Read "The Cathedral and the Bazaar" to see the root cause of what hampers technological innovation.
Damn. Dude must've had a time machine out back.
Keep in mind, this computer filled entire rooms! We are just looking at a dumb terminal.
Amazing........no popups!
I can't stop laughing at, "I don't know why we called it that. It started that way and we never changed it" That is SOOOO common.
The Engelbart had landed.
They were kind of naive back then, "augmenting the human intellect", sure, but we mostly augmented our laziness and entertainment.
Seven months later we landed on the moon.

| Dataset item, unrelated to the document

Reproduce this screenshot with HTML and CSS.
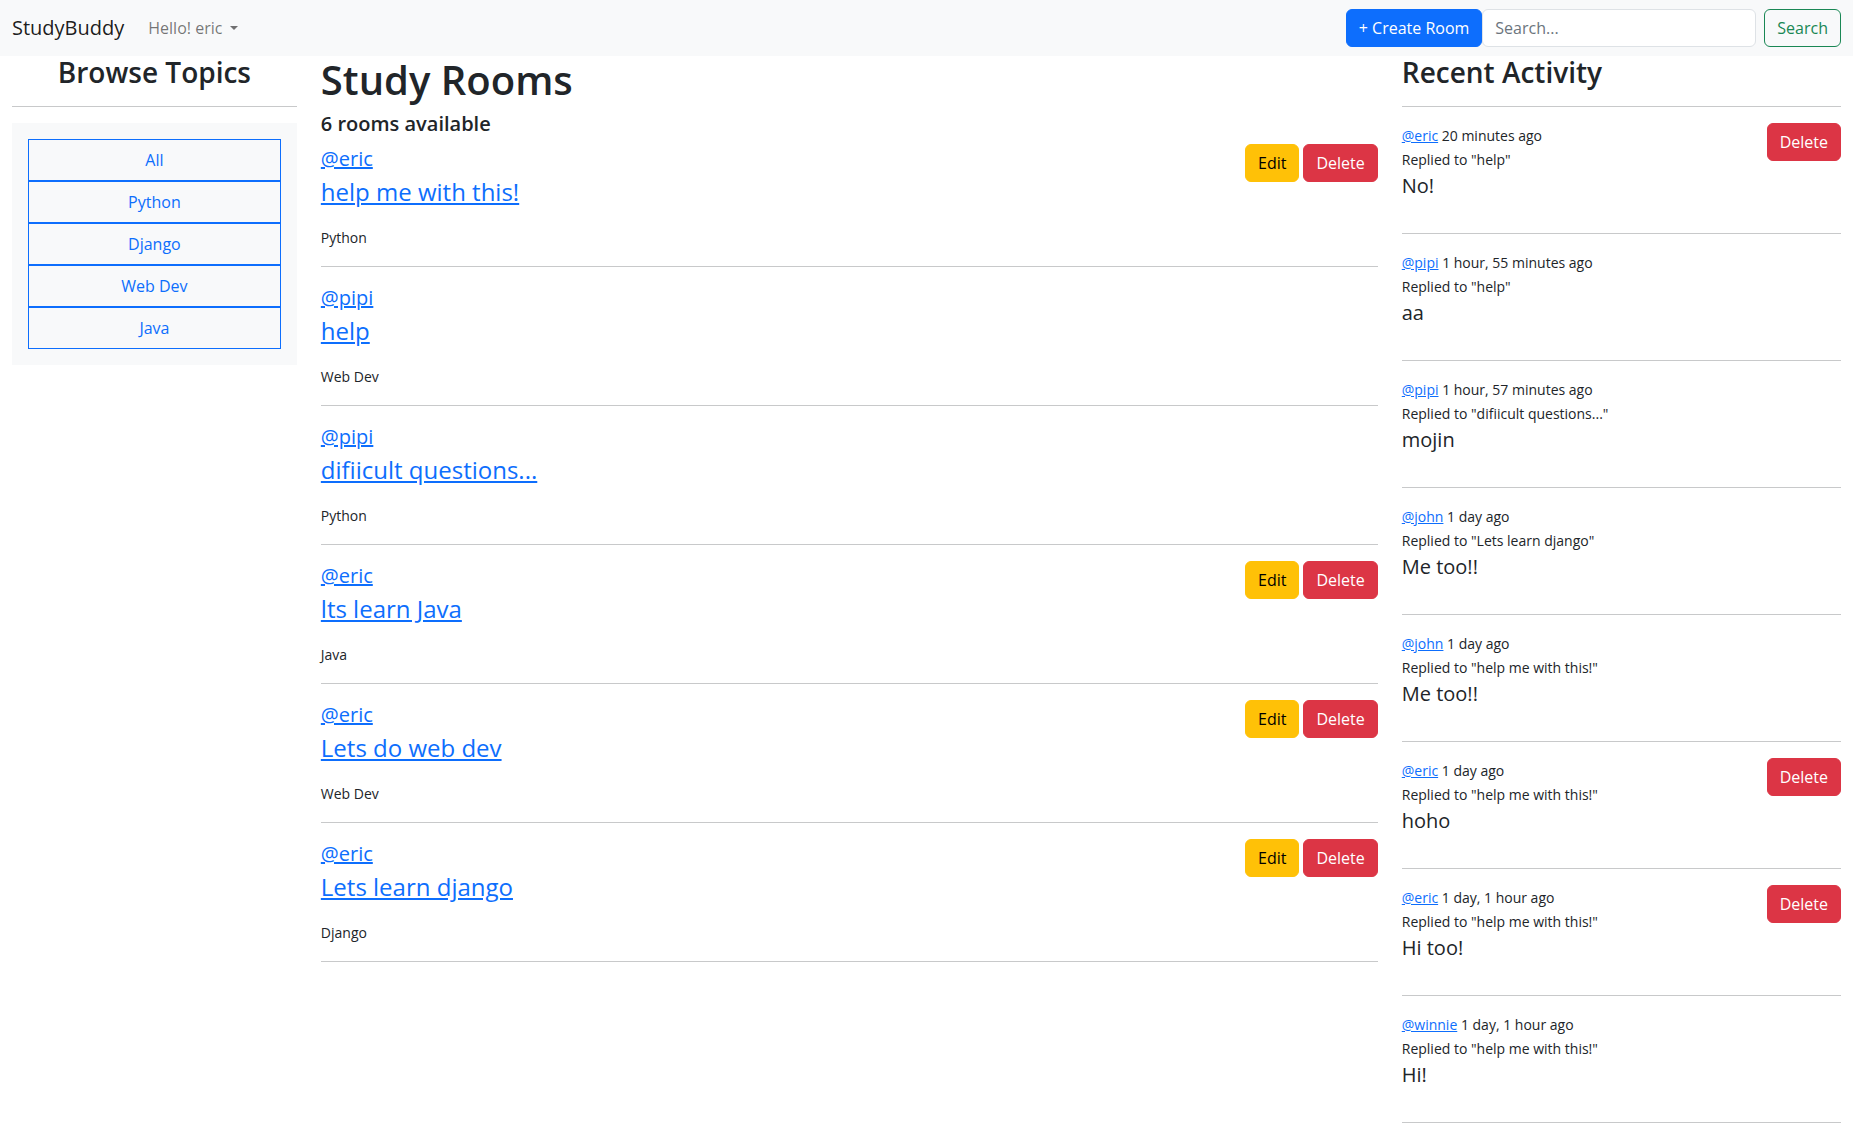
FILE: index.html
```html
<!DOCTYPE html>
<html lang="en">
<head>
<meta charset="utf-8">
<title>StudyBuddy</title>
<link rel="stylesheet" href="styles.css">
</head>
<body>
<nav class="navbar">
  <a class="brand" href="#">StudyBuddy</a>
  <a class="nav-link dropdown-toggle" href="#">Hello! eric</a>
  <div class="nav-right">
    <a class="btn btn-primary" href="#">+ Create Room</a>
    <input class="search-input" type="text" placeholder="Search...">
    <button class="btn btn-outline-success">Search</button>
  </div>
</nav>

<div class="layout">
  <aside class="col col-topics">
    <h3 class="col-title center">Browse Topics</h3>
    <hr>
    <div class="topics-box">
      <a class="topic-btn" href="#">All</a>
      <a class="topic-btn" href="#">Python</a>
      <a class="topic-btn" href="#">Django</a>
      <a class="topic-btn" href="#">Web Dev</a>
      <a class="topic-btn" href="#">Java</a>
    </div>
  </aside>

  <main class="col col-rooms">
    <h1 class="page-title">Study Rooms</h1>
    <h5 class="room-count">6 rooms available</h5>

    <div class="room">
      <div class="room-actions"><a class="btn btn-warning" href="#">Edit</a><a class="btn btn-danger" href="#">Delete</a></div>
      <div class="room-host"><a href="#">@eric</a></div>
      <div class="room-title"><a href="#">help me with this!</a></div>
      <small class="room-topic">Python</small>
    </div>
    <hr>
    <div class="room">
      <div class="room-host"><a href="#">@pipi</a></div>
      <div class="room-title"><a href="#">help</a></div>
      <small class="room-topic">Web Dev</small>
    </div>
    <hr>
    <div class="room">
      <div class="room-host"><a href="#">@pipi</a></div>
      <div class="room-title"><a href="#">difiicult questions...</a></div>
      <small class="room-topic">Python</small>
    </div>
    <hr>
    <div class="room">
      <div class="room-actions"><a class="btn btn-warning" href="#">Edit</a><a class="btn btn-danger" href="#">Delete</a></div>
      <div class="room-host"><a href="#">@eric</a></div>
      <div class="room-title"><a href="#">lts learn Java</a></div>
      <small class="room-topic">Java</small>
    </div>
    <hr>
    <div class="room">
      <div class="room-actions"><a class="btn btn-warning" href="#">Edit</a><a class="btn btn-danger" href="#">Delete</a></div>
      <div class="room-host"><a href="#">@eric</a></div>
      <div class="room-title"><a href="#">Lets do web dev</a></div>
      <small class="room-topic">Web Dev</small>
    </div>
    <hr>
    <div class="room">
      <div class="room-actions"><a class="btn btn-warning" href="#">Edit</a><a class="btn btn-danger" href="#">Delete</a></div>
      <div class="room-host"><a href="#">@eric</a></div>
      <div class="room-title"><a href="#">Lets learn django</a></div>
      <small class="room-topic">Django</small>
    </div>
    <hr>
  </main>

  <aside class="col col-activity">
    <h3 class="col-title">Recent Activity</h3>
    <hr>
    <div class="activity">
      <a class="btn btn-danger act-delete" href="#">Delete</a>
      <div class="act-line"><small><a href="#">@eric</a> 20 minutes ago</small></div>
      <div class="act-line"><small>Replied to "help"</small></div>
      <p class="act-body">No!</p>
    </div>
    <hr>
    <div class="activity">
      <div class="act-line"><small><a href="#">@pipi</a> 1 hour, 55 minutes ago</small></div>
      <div class="act-line"><small>Replied to "help"</small></div>
      <p class="act-body">aa</p>
    </div>
    <hr>
    <div class="activity">
      <div class="act-line"><small><a href="#">@pipi</a> 1 hour, 57 minutes ago</small></div>
      <div class="act-line"><small>Replied to "difiicult questions..."</small></div>
      <p class="act-body">mojin</p>
    </div>
    <hr>
    <div class="activity">
      <div class="act-line"><small><a href="#">@john</a> 1 day ago</small></div>
      <div class="act-line"><small>Replied to "Lets learn django"</small></div>
      <p class="act-body">Me too!!</p>
    </div>
    <hr>
    <div class="activity">
      <div class="act-line"><small><a href="#">@john</a> 1 day ago</small></div>
      <div class="act-line"><small>Replied to "help me with this!"</small></div>
      <p class="act-body">Me too!!</p>
    </div>
    <hr>
    <div class="activity">
      <a class="btn btn-danger act-delete" href="#">Delete</a>
      <div class="act-line"><small><a href="#">@eric</a> 1 day ago</small></div>
      <div class="act-line"><small>Replied to "help me with this!"</small></div>
      <p class="act-body">hoho</p>
    </div>
    <hr>
    <div class="activity">
      <a class="btn btn-danger act-delete" href="#">Delete</a>
      <div class="act-line"><small><a href="#">@eric</a> 1 day, 1 hour ago</small></div>
      <div class="act-line"><small>Replied to "help me with this!"</small></div>
      <p class="act-body">Hi too!</p>
    </div>
    <hr>
    <div class="activity">
      <div class="act-line"><small><a href="#">@winnie</a> 1 day, 1 hour ago</small></div>
      <div class="act-line"><small>Replied to "help me with this!"</small></div>
      <p class="act-body">Hi!</p>
    </div>
    <hr>
  </aside>
</div>
</body>
</html>
```

FILE: styles.css
```css
* {
  box-sizing: border-box;
}

body {
  margin: 0;
  font-family: "Open Sans", "Noto Sans", sans-serif;
  font-size: 16px;
  line-height: 1.5;
  color: #212529;
  background: #fff;
}

a {
  color: #0d6efd;
  text-decoration: underline;
}

hr {
  height: 0;
  border: 0;
  border-top: 1px solid #c8c9ca;
  margin: 16px 0;
}

/* Navbar */
.navbar {
  display: flex;
  align-items: center;
  height: 56px;
  padding: 0 12px;
  background: #f8f9fa;
}

.brand {
  font-size: 20px;
  line-height: 30px;
  color: rgba(0, 0, 0, 0.9);
  text-decoration: none;
  margin-right: 16px;
}

.nav-link {
  padding: 8px;
  color: rgba(0, 0, 0, 0.55);
  text-decoration: none;
}

.dropdown-toggle::after {
  content: "";
  display: inline-block;
  margin-left: 8px;
  vertical-align: 0.255em;
  border-top: 0.3em solid;
  border-right: 0.3em solid transparent;
  border-left: 0.3em solid transparent;
  border-bottom: 0;
}

.nav-right {
  margin-left: auto;
  display: flex;
  align-items: center;
}

.btn {
  display: inline-block;
  padding: 6px 12px;
  font-family: inherit;
  font-size: 16px;
  line-height: 24px;
  border: 1px solid transparent;
  border-radius: 6px;
  text-decoration: none;
  text-align: center;
  cursor: pointer;
  background: transparent;
}

.btn-primary {
  background: #0d6efd;
  border-color: #0d6efd;
  color: #fff;
}

.btn-outline-success {
  color: #198754;
  border-color: #198754;
  margin-left: 8px;
}

.btn-warning {
  background: #ffc107;
  border-color: #ffc107;
  color: #000;
}

.btn-danger {
  background: #dc3545;
  border-color: #dc3545;
  color: #fff;
}

.search-input {
  width: 274px;
  height: 38px;
  padding: 6px 12px;
  font-family: inherit;
  font-size: 16px;
  line-height: 24px;
  color: #212529;
  background: #fff;
  border: 1px solid #dee2e6;
  border-radius: 6px;
  outline: none;
}

.search-input::placeholder {
  color: #6c757d;
}

/* Layout */
.layout {
  display: grid;
  grid-template-columns: 2fr 7fr 3fr;
}

.col {
  padding: 0 12px;
  min-width: 0;
}

.col-title {
  font-size: 28px;
  font-weight: 600;
  line-height: 1.2;
  margin: 0 0 8px;
}

.center {
  text-align: center;
}

/* Topics */
.topics-box {
  background: #f8f9fa;
  padding: 16px;
  display: flex;
  flex-direction: column;
}

.topic-btn {
  display: block;
  padding: 8px 12px;
  line-height: 24px;
  border: 1px solid #0d6efd;
  color: #0d6efd;
  text-align: center;
  text-decoration: none;
}

/* Rooms */
.page-title {
  font-size: 40px;
  font-weight: 600;
  line-height: 1.2;
  margin: 0 0 8px;
}

.room-count {
  font-size: 20px;
  font-weight: 600;
  line-height: 1.2;
  margin: 0 0 8px;
}

.room-actions {
  float: right;
  display: flex;
  gap: 4px;
}

.room-host {
  font-size: 20px;
  line-height: 30px;
}

.room-title {
  font-size: 24px;
  line-height: 36px;
  margin-bottom: 16px;
}

.room-topic {
  display: block;
  font-size: 14px;
  line-height: 24px;
}

/* Activity */
.activity {
  display: flow-root;
}

.act-delete {
  float: right;
}

.act-line {
  line-height: 24px;
}

.act-line small {
  font-size: 14px;
  line-height: 1;
}

.act-body {
  font-size: 20px;
  line-height: 30px;
  margin: 0 0 16px;
}
```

What an exciting time.
It was a time for dreaming big, but we;re bringing it back...errr with walls and coal and what not.
color TVs came too
Crazy to think this was less than 25 years after World War II.
This presentation should be shown in schools! Agree with many viewers, Engelbart should be a household name, like Edison or Pasteur...
50 years later and Google Maps still can't even do this: @15:51
Yes it can. Routes is an option. Just click on multiple stops
Just to realize how revolutionary this is, just see what every other computer in 1968 looked like... basically the equivalent of being around the first Wright Brothers flight with an F-22 Raptor.
And i grew up being told Xerox were the first..
I would assume this was done with a mainframe, as I don't believe client/server nor personal computing had been invented yet. So, that had to get created first before we could see the major advances we have today. Hence, 15 years before we see this being used in a big way.
Me if I saw this in '68: "OH GOD. WHAT IS THIS?! AM A DEAD?!"
charvelgtrs - 2019-07-08
This guy was literally 30+ yrs ahead of his time. He's even got a gamer headset on lol.
Julian Diehl - 2020-02-17
And the first Roccat Sova.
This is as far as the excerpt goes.